The road is hard, and it is bumpy, and scary, but it is absolutely liberating. Do you know what pursuing your dreams looks like? It’s not being able to get your hair or nails done professionally. It’s not being to able eat at nice restaurants or go on that trip to the Dominican Republic with the rest of your friends. There are some days things are so difficult, you contemplate quitting, but as they say, if you haven’t felt like quitting, you aren’t dreaming big enough. The pay off though, is that tomorrow morning, I will wake up at 10:30am, most likely with my 3 and 1 year old breathing in my face. I will eat breakfast, watch two episodes of Mickey Mouse club house, chat it up with the hubby, talk about our goals, accomplish some of them, have reading and math time with the kids, play outside until nap time, and maybe take one myself. Then I’ll wake up, catch up on some projects, work on some of my novels and chat it up for a few hours with the hubby again.  Then we’ll do some more work, eat dinner, get the kids ready for bed and finish up with some kind of awesome television show. (Any Fringe fans in the house?!). Bottom line is, I own my time, therefore I own my life and everything that happens within it. The money is just a result and will follow eventually.

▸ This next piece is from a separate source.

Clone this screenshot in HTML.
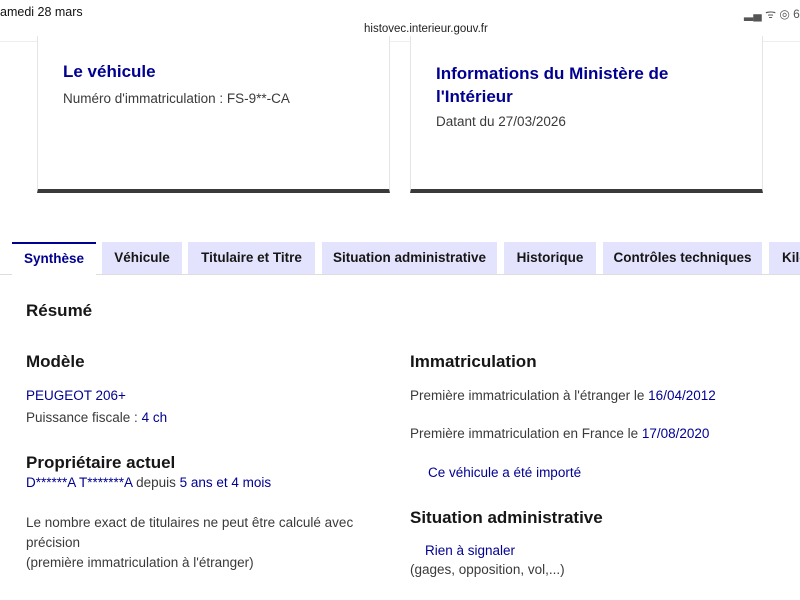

This is my life in the pursuit of my dreams. Sacrifices have to be made, like living wayyyyyyyyy below our means, but if it feels as freeing as it does now, I can only imagine what it will feel like when we actually get there. We’re no different than most people. We just believe we deserve more simply because we want it and will do whatever it takes…save for a few things. (Maybe I’ll post what those things are in the following post.) As far as I know, we’ve only got One Life to Live, and we’ve got to live the Days of Our Lives , following the Guiding Light of our dreams so that All My Children can get the best of what the world has to offer for Generations to come. Living realistically is a living a life fueled by fear. The ‘Normals’ can have it. Audacity is freedom.